De fait, les travailleurs sociaux semblent assurer tant bien que mal une charge de travail qui n'a quasiment pas été réduite malgré les embauches. Selon les services et les variations conjoncturelles, le nombre de mesures par éducateur spécialisé à temps plein s'établit toujours autour de 27 ou 28. Et chacun continue de jongler comme il peut. Les directeurs, à l'instar de Daniel Géraud, directeur du service AEMO de Rénovation, entendent « ce malaise, ce sentiment que l'organisation est plus rigide et qu'il faut toujours courir». « Où faire des gains de productivité tout en respectant notre souci commun de maintenir la qualité du service ? A l'AGEP, nous ne voulions pas toucher aux groupes d'analyse des pratiques, qui sont une garantie essentielle due aux usagers. Il existe des temps incompressibles, par exemple celui passé dans les embouteillages pour aller voir les familles. Je demande aux éducateurs de mieux organiser leurs tournées, mais le gain de temps est marginal. Bref, ce sont surtout les moments informels de communication entre professionnels qui passent à l'as. Et il existe un risque que les travailleurs sociaux soient obligés d'être moins présents auprès des usagers, que la prestation devienne incomplète », abonde Jacques Argelès. Et celui-ci de préciser que la mise en place des 35 heures arrive à un moment bien particulier dans l'évolution de l'action éducative en milieu ouvert. « On nous demande de développer davantage le travail en réseau avec les autres politiques d'aide sociale (ville, Education nationale, etc.), ce qui exige que l'on passe beaucoup plus de temps auprès des familles. Cela devrait donc impliquer une baisse conséquente du nombre de mesures » par professionnel, estime le directeur général de l'association.
Voilà pourquoi ce dernier, avec ses collègues dirigeant les autres services AEMO bordelais, a engagé des pourparlers avec le conseil général pour réduire le nombre de mesures fixé au niveau départemental.
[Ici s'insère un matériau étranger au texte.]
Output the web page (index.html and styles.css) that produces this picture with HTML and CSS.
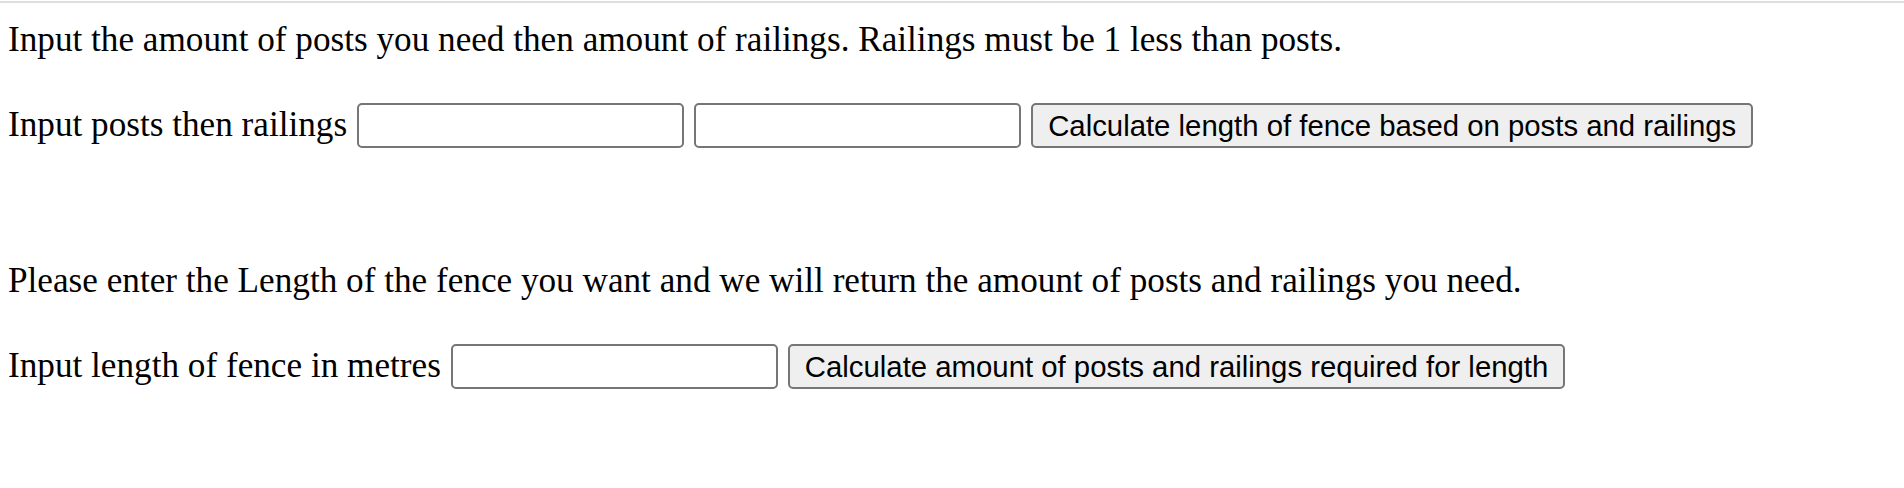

Une négociation qui n'est pas facilitée par l'absence de norme nationale. « Du fait de la décentralisation, les disparités départementales sont nettes en matière de charge de travail. A Paris, la norme est de 24 mesures par salarié à temps plein », défend Jacques Argelès.
Les directeurs parviendront-ils, eux, à faire délier les cordons de la bourse au conseil général ? Les personnels commencent à apprécier modérément le suspense. « Dans notre association, les salariés sont prêts à se remobiliser à cause de la surcharge persistante de travail », prévient Claudine Chaminade, déléguée du personnel à Rénovation. « De plus, nous n'avons pas obtenu la revalorisation des salaires promise pour janvier », s'irrite Lionel Peyrout. Le collectif inter AEMO, lors de sa dernière réunion, fin mars, a décidé d'interpeller à nouveau les salariés. Courriers, pétitions et grève sont envisagés.
Paule Dandoy
Activité : action éducative en milieu ouvert judiciaire.
Personnel : 77 salariés.
Accord 35 heures : signé le 29 juin 1999 (Aubry I), par la CFDT, entré en application le 1er avril 2000, avec effet rétroactif au 1er janvier 2000.
Modalités de la RTT : réduction du temps de travail de 10 %, compensée par 8 % de créations d'emplois au niveau de l'association, mais 9,4 % de postes éducatifs dans le service AEMO.
(1) AGEP : 60, rue de Pessac - 33000 Bordeaux - Tél. 05 57 81 79 19.